YOUR TASK: Would you write out the listing verbatim and skip every picture in it?

AVAILABLE DATA:

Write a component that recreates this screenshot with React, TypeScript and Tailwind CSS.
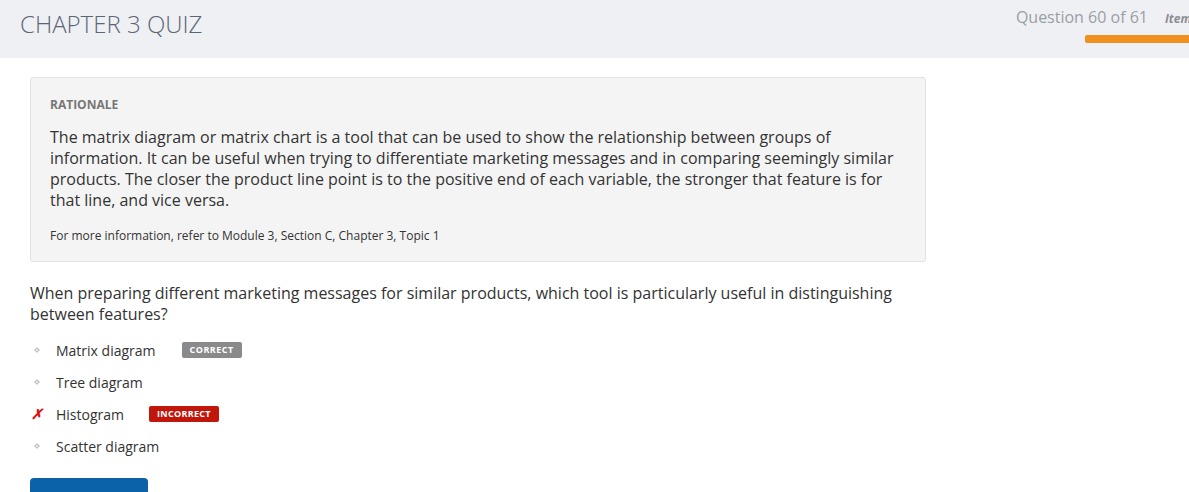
import React from 'react';

const font = { fontFamily: '"Open Sans", "Noto Sans", sans-serif' };

const options = [
  { label: 'Matrix diagram', badge: 'correct' },
  { label: 'Tree diagram' },
  { label: 'Histogram', badge: 'incorrect', wrong: true },
  { label: 'Scatter diagram' },
];

export default function App() {
  return (
    <div className="min-h-[492px] bg-white text-[#333]" style={font}>
      <header className="flex h-[58px] justify-between bg-[#eff0f4]">
        <h1 className="pl-[20px] pt-[8px] text-[24px] font-light leading-[32px] text-[#5a6675]">
          CHAPTER 3 QUIZ
        </h1>
        <div className="flex flex-col items-end pt-[5px]">
          <div className="flex items-baseline">
            <span className="text-[16px] leading-[24px] text-[#9a9ea6]">Question 60 of 61</span>
            <span className="ml-[17px] w-[24px] overflow-hidden whitespace-nowrap text-[12px] font-bold italic text-[#8a8e96]">
              Item
            </span>
          </div>
          <div className="mt-[6px] h-[8px] w-[104px] rounded-l-[2px] bg-[#f0901e]" />
        </div>
      </header>

      <main className="px-[30px] pt-[19px]">
        <section className="w-[896px] rounded-[3px] border border-[#e2e2e2] bg-[#f4f4f4] px-[19px] pb-[16px] pt-[17px]">
          <h2 className="text-[12px] font-bold leading-[20px] text-[#777]">RATIONALE</h2>
          <p className="mt-[12px] text-[16px] leading-[21px] text-[#333]">
            The matrix diagram or matrix chart is a tool that can be used to show the relationship between groups of
            information. It can be useful when trying to differentiate marketing messages and in comparing seemingly similar
            products. The closer the product line point is to the positive end of each variable, the stronger that feature is for
            that line, and vice versa.
          </p>
          <p className="mt-[16px] text-[12px] leading-[18px] text-[#333]">
            For more information, refer to Module 3, Section C, Chapter 3, Topic 1
          </p>
        </section>

        <p className="mt-[21px] w-[880px] text-[16px] leading-[21px] text-[#333]">
          When preparing different marketing messages for similar products, which tool is particularly useful in distinguishing
          between features?
        </p>

        <ul className="mt-[15px] flex flex-col gap-[12px]">
          {options.map((o) => (
            <li key={o.label} className="flex h-[20px] items-center text-[14px] text-[#333]">
              <span className="flex w-[26px] justify-center pr-[12px]">
                {o.wrong ? (
                  <span className="text-[14px] font-bold italic leading-none text-[#e01010]">✗</span>
                ) : (
                  <span className="h-[4px] w-[4px] rotate-45 border border-[#bbb] bg-[#eee]" />
                )}
              </span>
              <span>{o.label}</span>
              {o.badge === 'correct' && (
                <span className="ml-[26px] rounded-[2px] bg-[#8a8a8a] px-[8px] py-[2px] text-[9px] font-bold leading-[12px] tracking-[0.5px] text-white">
                  CORRECT
                </span>
              )}
              {o.badge === 'incorrect' && (
                <span className="ml-[25px] rounded-[2px] bg-[#c0160c] px-[8px] py-[2px] text-[9px] font-bold leading-[12px] tracking-[0.3px] text-white">
                  INCORRECT
                </span>
              )}
            </li>
          ))}
        </ul>

        <button className="mt-[22px] h-[40px] w-[118px] rounded-[4px] bg-[#0b62a8] text-[15px] text-white">
          Next question
        </button>
      </main>
    </div>
  );
}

FINAL RESULT:
Write a component that recreates this screenshot with React, TypeScript and Tailwind CSS.
import React from 'react';

const font = { fontFamily: '"Open Sans", "Noto Sans", sans-serif' };

const options = [
  { label: 'Matrix diagram', badge: 'correct' },
  { label: 'Tree diagram' },
  { label: 'Histogram', badge: 'incorrect', wrong: true },
  { label: 'Scatter diagram' },
];

export default function App() {
  return (
    <div className="min-h-[492px] bg-white text-[#333]" style={font}>
      <header className="flex h-[58px] justify-between bg-[#eff0f4]">
        <h1 className="pl-[20px] pt-[8px] text-[24px] font-light leading-[32px] text-[#5a6675]">
          CHAPTER 3 QUIZ
        </h1>
        <div className="flex flex-col items-end pt-[5px]">
          <div className="flex items-baseline">
            <span className="text-[16px] leading-[24px] text-[#9a9ea6]">Question 60 of 61</span>
            <span className="ml-[17px] w-[24px] overflow-hidden whitespace-nowrap text-[12px] font-bold italic text-[#8a8e96]">
              Item
            </span>
          </div>
          <div className="mt-[6px] h-[8px] w-[104px] rounded-l-[2px] bg-[#f0901e]" />
        </div>
      </header>

      <main className="px-[30px] pt-[19px]">
        <section className="w-[896px] rounded-[3px] border border-[#e2e2e2] bg-[#f4f4f4] px-[19px] pb-[16px] pt-[17px]">
          <h2 className="text-[12px] font-bold leading-[20px] text-[#777]">RATIONALE</h2>
          <p className="mt-[12px] text-[16px] leading-[21px] text-[#333]">
            The matrix diagram or matrix chart is a tool that can be used to show the relationship between groups of
            information. It can be useful when trying to differentiate marketing messages and in comparing seemingly similar
            products. The closer the product line point is to the positive end of each variable, the stronger that feature is for
            that line, and vice versa.
          </p>
          <p className="mt-[16px] text-[12px] leading-[18px] text-[#333]">
            For more information, refer to Module 3, Section C, Chapter 3, Topic 1
          </p>
        </section>

        <p className="mt-[21px] w-[880px] text-[16px] leading-[21px] text-[#333]">
          When preparing different marketing messages for similar products, which tool is particularly useful in distinguishing
          between features?
        </p>

        <ul className="mt-[15px] flex flex-col gap-[12px]">
          {options.map((o) => (
            <li key={o.label} className="flex h-[20px] items-center text-[14px] text-[#333]">
              <span className="flex w-[26px] justify-center pr-[12px]">
                {o.wrong ? (
                  <span className="text-[14px] font-bold italic leading-none text-[#e01010]">✗</span>
                ) : (
                  <span className="h-[4px] w-[4px] rotate-45 border border-[#bbb] bg-[#eee]" />
                )}
              </span>
              <span>{o.label}</span>
              {o.badge === 'correct' && (
                <span className="ml-[26px] rounded-[2px] bg-[#8a8a8a] px-[8px] py-[2px] text-[9px] font-bold leading-[12px] tracking-[0.5px] text-white">
                  CORRECT
                </span>
              )}
              {o.badge === 'incorrect' && (
                <span className="ml-[25px] rounded-[2px] bg-[#c0160c] px-[8px] py-[2px] text-[9px] font-bold leading-[12px] tracking-[0.3px] text-white">
                  INCORRECT
                </span>
              )}
            </li>
          ))}
        </ul>

        <button className="mt-[22px] h-[40px] w-[118px] rounded-[4px] bg-[#0b62a8] text-[15px] text-white">
          Next question
        </button>
      </main>
    </div>
  );
}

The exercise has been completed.